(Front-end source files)
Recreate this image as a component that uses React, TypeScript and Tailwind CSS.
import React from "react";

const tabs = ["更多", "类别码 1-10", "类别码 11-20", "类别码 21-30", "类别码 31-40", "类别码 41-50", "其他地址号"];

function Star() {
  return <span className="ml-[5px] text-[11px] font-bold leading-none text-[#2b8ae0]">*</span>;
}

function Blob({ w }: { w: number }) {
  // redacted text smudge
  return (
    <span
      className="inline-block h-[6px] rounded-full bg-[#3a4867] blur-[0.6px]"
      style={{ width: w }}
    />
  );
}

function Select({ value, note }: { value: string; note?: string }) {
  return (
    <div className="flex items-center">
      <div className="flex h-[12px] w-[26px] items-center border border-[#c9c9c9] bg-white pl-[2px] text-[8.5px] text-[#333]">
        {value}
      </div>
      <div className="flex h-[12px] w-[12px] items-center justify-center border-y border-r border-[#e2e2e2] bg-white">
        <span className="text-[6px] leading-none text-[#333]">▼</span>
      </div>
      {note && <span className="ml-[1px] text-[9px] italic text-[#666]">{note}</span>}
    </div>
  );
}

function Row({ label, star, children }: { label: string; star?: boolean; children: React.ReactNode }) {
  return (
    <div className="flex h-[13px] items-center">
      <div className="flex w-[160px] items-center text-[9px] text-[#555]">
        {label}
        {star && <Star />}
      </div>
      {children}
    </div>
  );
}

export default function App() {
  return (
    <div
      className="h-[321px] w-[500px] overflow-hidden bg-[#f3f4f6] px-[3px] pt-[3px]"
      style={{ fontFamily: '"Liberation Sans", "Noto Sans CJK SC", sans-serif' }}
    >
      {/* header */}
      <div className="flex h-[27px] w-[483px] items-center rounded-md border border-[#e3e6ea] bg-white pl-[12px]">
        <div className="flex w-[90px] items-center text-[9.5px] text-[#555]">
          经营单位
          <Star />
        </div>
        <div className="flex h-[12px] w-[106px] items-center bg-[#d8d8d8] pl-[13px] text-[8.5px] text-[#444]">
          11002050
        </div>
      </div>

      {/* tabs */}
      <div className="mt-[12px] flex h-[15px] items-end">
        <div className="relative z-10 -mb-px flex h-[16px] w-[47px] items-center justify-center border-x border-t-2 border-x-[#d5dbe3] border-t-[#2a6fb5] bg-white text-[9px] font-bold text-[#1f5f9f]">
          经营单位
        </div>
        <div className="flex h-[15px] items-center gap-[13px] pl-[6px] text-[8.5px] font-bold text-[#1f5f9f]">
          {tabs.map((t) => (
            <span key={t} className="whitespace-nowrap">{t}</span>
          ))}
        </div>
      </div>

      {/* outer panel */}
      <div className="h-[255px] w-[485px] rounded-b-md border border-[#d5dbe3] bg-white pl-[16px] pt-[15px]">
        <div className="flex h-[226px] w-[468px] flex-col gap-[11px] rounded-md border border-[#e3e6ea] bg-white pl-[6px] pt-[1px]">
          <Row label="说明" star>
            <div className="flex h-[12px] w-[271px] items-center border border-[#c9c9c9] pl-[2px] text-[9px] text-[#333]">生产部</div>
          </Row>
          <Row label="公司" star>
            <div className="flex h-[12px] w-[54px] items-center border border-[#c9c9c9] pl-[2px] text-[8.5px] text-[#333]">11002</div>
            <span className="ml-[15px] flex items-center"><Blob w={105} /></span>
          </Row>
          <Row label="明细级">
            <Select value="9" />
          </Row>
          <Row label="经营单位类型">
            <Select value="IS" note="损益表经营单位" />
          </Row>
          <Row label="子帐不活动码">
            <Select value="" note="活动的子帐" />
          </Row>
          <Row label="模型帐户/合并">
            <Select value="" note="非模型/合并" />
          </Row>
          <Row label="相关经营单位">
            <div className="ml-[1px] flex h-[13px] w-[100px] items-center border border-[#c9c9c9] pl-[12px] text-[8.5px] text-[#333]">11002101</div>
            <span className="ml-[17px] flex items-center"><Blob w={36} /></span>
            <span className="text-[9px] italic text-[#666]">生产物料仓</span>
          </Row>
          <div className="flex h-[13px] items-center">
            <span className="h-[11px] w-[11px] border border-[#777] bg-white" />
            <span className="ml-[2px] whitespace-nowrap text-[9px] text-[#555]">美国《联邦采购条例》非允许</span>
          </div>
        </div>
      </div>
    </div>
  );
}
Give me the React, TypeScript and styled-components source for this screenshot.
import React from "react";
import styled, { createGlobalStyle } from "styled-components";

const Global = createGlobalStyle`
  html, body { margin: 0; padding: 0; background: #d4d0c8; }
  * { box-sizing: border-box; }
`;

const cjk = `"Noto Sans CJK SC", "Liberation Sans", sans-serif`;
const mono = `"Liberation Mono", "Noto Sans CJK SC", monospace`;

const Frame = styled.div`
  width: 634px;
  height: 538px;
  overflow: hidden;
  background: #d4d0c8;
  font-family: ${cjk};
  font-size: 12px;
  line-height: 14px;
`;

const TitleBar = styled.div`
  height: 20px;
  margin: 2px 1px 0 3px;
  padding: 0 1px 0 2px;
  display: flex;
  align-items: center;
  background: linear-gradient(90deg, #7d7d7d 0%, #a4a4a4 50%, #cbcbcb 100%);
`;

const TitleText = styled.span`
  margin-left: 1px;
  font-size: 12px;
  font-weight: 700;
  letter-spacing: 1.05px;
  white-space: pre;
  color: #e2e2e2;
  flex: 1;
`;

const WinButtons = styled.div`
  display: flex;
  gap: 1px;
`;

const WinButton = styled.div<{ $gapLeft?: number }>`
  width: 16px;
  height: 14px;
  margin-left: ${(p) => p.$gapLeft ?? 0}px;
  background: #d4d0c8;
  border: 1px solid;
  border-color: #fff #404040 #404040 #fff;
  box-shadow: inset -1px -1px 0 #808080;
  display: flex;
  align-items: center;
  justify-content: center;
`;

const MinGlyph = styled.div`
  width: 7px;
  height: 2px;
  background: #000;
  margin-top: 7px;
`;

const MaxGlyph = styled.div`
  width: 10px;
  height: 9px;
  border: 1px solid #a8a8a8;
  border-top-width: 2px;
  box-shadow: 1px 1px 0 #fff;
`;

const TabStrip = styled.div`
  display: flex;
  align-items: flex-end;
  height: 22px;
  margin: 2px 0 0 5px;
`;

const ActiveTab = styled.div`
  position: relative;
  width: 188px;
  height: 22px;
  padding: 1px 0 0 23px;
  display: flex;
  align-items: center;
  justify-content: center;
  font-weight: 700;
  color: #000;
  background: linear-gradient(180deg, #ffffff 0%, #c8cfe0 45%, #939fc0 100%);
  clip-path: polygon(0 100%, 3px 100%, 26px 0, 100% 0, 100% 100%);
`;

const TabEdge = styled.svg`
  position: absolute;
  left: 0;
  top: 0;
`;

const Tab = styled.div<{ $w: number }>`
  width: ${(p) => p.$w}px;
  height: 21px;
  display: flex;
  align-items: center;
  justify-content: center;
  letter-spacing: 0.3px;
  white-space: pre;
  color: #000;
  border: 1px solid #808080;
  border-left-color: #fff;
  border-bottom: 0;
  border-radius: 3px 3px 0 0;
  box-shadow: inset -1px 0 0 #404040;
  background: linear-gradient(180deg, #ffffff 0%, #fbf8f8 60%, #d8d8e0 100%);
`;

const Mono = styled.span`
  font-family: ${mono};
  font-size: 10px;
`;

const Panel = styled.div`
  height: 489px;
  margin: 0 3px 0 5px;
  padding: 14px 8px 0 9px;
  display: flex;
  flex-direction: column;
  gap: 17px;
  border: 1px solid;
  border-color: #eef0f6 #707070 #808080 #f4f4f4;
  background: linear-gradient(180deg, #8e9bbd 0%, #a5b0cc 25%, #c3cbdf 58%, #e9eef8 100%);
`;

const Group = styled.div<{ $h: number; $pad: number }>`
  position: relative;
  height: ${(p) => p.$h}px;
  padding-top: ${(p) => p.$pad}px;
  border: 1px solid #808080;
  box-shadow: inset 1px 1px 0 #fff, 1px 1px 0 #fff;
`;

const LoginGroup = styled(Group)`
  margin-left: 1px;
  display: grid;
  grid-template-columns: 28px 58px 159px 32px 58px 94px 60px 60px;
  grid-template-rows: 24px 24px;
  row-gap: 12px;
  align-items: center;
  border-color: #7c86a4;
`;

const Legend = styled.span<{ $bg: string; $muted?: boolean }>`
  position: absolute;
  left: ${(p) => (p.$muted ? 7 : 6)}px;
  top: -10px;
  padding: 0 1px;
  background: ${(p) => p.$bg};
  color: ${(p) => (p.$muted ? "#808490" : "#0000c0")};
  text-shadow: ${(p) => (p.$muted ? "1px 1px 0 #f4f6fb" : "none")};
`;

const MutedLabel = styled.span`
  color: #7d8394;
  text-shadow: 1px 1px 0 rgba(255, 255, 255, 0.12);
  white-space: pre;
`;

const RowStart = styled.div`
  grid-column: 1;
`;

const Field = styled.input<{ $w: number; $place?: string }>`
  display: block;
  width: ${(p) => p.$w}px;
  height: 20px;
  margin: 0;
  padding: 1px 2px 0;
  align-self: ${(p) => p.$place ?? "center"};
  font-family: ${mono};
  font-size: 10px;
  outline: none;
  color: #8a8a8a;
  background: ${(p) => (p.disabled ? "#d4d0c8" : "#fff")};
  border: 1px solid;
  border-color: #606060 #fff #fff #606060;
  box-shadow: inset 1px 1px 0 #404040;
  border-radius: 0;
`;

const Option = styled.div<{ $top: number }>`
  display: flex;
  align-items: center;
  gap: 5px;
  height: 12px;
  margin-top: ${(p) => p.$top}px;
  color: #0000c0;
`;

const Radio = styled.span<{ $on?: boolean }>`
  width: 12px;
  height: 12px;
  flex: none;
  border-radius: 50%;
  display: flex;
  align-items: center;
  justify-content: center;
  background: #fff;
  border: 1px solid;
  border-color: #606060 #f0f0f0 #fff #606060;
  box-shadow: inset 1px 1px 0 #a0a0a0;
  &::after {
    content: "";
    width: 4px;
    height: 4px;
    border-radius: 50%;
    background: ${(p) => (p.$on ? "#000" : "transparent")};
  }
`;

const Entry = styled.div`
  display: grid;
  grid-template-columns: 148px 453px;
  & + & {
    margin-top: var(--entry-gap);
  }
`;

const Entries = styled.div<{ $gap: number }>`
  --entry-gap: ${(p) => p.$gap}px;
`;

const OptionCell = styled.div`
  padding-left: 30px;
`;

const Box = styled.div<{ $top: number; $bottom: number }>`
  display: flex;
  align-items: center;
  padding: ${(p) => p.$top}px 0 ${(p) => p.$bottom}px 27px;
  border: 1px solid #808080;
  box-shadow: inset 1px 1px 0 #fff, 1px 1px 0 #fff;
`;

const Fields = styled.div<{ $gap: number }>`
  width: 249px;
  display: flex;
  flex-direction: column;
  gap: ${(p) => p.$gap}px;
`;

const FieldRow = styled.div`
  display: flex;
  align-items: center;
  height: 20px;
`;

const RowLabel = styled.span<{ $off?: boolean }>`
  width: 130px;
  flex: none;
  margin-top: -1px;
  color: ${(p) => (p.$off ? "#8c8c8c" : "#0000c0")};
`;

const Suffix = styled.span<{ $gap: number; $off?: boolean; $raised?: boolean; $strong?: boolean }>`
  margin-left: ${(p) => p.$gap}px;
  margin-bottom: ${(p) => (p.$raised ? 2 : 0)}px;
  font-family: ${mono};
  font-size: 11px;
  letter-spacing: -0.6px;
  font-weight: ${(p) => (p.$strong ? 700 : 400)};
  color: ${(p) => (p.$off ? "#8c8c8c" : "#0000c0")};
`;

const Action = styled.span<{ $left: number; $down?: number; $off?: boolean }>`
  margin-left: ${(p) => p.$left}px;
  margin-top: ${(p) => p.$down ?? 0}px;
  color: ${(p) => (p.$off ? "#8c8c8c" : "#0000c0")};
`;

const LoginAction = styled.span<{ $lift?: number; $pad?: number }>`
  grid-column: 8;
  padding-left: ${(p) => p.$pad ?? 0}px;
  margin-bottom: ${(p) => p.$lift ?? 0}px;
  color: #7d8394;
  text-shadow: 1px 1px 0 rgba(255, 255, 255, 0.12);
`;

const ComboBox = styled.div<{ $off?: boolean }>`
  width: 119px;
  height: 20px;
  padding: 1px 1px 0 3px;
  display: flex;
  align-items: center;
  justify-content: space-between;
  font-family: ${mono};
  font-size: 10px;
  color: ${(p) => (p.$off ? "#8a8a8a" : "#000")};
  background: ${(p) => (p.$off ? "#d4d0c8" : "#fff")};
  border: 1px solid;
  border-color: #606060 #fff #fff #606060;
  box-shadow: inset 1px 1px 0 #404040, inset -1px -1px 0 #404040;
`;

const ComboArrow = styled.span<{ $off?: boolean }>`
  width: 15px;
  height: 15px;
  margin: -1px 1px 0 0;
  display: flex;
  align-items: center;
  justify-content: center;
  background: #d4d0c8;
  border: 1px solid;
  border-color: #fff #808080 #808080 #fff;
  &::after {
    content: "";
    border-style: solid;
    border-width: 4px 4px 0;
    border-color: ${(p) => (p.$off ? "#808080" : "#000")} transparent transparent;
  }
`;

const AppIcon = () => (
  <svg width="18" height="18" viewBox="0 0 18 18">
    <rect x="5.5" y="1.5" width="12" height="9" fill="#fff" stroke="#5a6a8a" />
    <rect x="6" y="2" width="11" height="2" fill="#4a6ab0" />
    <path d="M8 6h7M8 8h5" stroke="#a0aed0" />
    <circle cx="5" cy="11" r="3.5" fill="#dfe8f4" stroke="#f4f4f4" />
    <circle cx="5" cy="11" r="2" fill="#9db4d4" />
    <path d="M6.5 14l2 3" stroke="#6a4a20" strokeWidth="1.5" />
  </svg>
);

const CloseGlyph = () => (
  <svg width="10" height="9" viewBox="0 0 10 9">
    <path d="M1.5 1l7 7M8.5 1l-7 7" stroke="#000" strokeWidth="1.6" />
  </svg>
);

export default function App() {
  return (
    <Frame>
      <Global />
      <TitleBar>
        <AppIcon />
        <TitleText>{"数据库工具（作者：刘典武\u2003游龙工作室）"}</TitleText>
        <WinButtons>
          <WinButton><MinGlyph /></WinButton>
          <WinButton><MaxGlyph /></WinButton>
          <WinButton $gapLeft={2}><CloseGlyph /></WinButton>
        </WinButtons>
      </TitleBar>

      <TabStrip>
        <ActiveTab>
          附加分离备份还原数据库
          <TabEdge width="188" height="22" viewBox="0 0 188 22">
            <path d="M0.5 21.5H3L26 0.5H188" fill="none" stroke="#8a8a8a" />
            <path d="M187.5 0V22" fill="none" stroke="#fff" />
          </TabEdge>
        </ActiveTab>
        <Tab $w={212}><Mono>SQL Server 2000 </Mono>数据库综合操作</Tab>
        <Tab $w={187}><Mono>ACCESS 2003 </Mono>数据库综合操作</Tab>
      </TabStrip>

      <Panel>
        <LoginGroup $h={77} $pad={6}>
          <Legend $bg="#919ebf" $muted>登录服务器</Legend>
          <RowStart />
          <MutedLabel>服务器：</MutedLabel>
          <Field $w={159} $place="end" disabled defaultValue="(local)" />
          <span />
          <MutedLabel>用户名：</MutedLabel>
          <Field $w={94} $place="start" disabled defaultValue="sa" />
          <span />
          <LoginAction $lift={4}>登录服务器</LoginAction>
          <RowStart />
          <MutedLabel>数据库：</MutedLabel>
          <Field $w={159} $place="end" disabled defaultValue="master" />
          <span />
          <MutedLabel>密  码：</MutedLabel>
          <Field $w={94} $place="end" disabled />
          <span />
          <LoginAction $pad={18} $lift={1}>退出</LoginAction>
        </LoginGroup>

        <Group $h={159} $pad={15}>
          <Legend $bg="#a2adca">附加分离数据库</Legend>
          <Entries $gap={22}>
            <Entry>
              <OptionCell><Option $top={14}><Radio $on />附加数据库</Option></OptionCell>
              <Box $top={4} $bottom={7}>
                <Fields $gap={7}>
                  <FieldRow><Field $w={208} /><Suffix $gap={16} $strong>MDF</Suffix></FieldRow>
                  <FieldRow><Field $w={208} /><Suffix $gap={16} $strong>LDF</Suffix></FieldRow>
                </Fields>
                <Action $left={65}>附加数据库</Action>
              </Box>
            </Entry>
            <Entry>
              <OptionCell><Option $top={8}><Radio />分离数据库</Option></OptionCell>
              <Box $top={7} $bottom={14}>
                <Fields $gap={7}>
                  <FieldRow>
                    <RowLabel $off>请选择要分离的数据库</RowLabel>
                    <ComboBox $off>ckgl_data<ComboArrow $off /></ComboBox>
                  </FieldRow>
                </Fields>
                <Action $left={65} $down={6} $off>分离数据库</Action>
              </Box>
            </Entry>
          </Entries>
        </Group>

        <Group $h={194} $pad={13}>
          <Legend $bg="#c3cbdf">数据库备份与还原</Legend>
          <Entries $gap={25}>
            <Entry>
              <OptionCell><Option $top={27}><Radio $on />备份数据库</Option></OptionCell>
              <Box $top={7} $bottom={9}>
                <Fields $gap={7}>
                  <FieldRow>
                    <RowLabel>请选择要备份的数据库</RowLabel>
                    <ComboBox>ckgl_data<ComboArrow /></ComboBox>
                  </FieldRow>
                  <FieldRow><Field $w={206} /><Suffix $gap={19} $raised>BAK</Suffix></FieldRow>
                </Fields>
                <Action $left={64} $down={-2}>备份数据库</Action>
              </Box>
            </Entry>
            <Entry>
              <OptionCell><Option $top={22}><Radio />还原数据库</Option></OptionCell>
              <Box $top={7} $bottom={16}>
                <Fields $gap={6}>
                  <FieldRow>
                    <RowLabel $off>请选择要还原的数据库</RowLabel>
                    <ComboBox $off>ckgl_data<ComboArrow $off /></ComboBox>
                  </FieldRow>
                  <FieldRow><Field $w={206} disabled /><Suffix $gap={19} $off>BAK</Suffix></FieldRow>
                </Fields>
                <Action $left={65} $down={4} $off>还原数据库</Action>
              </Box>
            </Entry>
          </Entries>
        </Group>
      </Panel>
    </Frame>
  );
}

WHAT THE EXERCISE ASKS —
Copy out each line of the data where the string "TypeScript" appears.

EXERCISE RESULT —
Recreate this image as a component that uses React, TypeScript and Tailwind CSS.
Give me the React, TypeScript and styled-components source for this screenshot.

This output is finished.